■ **WHAT YOU ARE ASKED TO DO**: Quote the whole listing exactly. Leave the pictures out of your copy.
— START SOURCE EXCERPT —
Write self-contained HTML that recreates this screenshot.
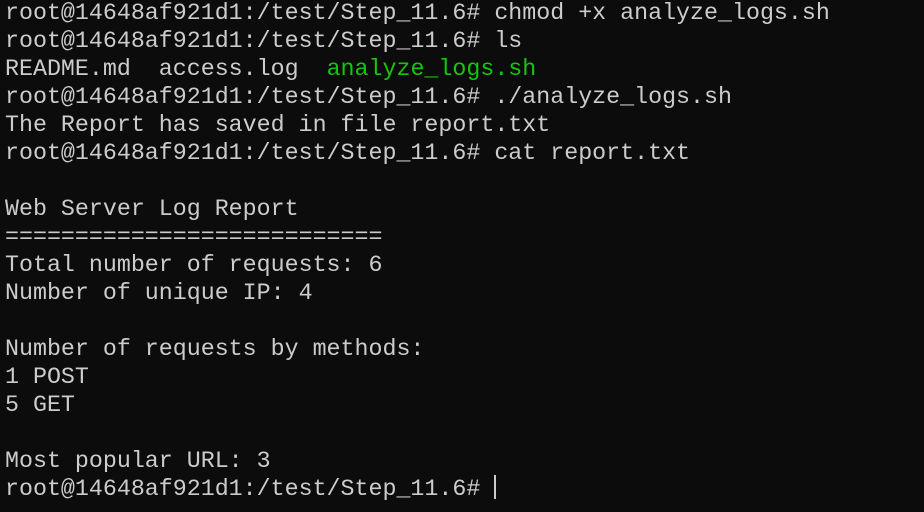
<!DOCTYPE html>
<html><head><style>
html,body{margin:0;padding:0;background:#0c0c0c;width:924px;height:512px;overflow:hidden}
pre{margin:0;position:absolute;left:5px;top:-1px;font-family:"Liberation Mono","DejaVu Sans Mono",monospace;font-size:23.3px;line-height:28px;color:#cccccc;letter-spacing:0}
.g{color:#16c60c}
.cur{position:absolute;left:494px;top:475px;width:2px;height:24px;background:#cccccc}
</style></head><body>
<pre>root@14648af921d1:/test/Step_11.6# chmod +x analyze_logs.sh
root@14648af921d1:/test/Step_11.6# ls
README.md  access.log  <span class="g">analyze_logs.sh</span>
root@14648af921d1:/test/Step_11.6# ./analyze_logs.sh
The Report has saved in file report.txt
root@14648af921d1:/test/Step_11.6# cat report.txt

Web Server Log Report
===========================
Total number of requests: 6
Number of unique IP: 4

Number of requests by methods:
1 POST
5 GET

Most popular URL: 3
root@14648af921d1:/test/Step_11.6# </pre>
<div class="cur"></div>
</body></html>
— END SOURCE EXCERPT —
■ **CORRECT ANSWER**:
Write self-contained HTML that recreates this screenshot.
<!DOCTYPE html>
<html><head><style>
html,body{margin:0;padding:0;background:#0c0c0c;width:924px;height:512px;overflow:hidden}
pre{margin:0;position:absolute;left:5px;top:-1px;font-family:"Liberation Mono","DejaVu Sans Mono",monospace;font-size:23.3px;line-height:28px;color:#cccccc;letter-spacing:0}
.g{color:#16c60c}
.cur{position:absolute;left:494px;top:475px;width:2px;height:24px;background:#cccccc}
</style></head><body>
<pre>root@14648af921d1:/test/Step_11.6# chmod +x analyze_logs.sh
root@14648af921d1:/test/Step_11.6# ls
README.md  access.log  <span class="g">analyze_logs.sh</span>
root@14648af921d1:/test/Step_11.6# ./analyze_logs.sh
The Report has saved in file report.txt
root@14648af921d1:/test/Step_11.6# cat report.txt

Web Server Log Report
===========================
Total number of requests: 6
Number of unique IP: 4

Number of requests by methods:
1 POST
5 GET

Most popular URL: 3
root@14648af921d1:/test/Step_11.6# </pre>
<div class="cur"></div>
</body></html>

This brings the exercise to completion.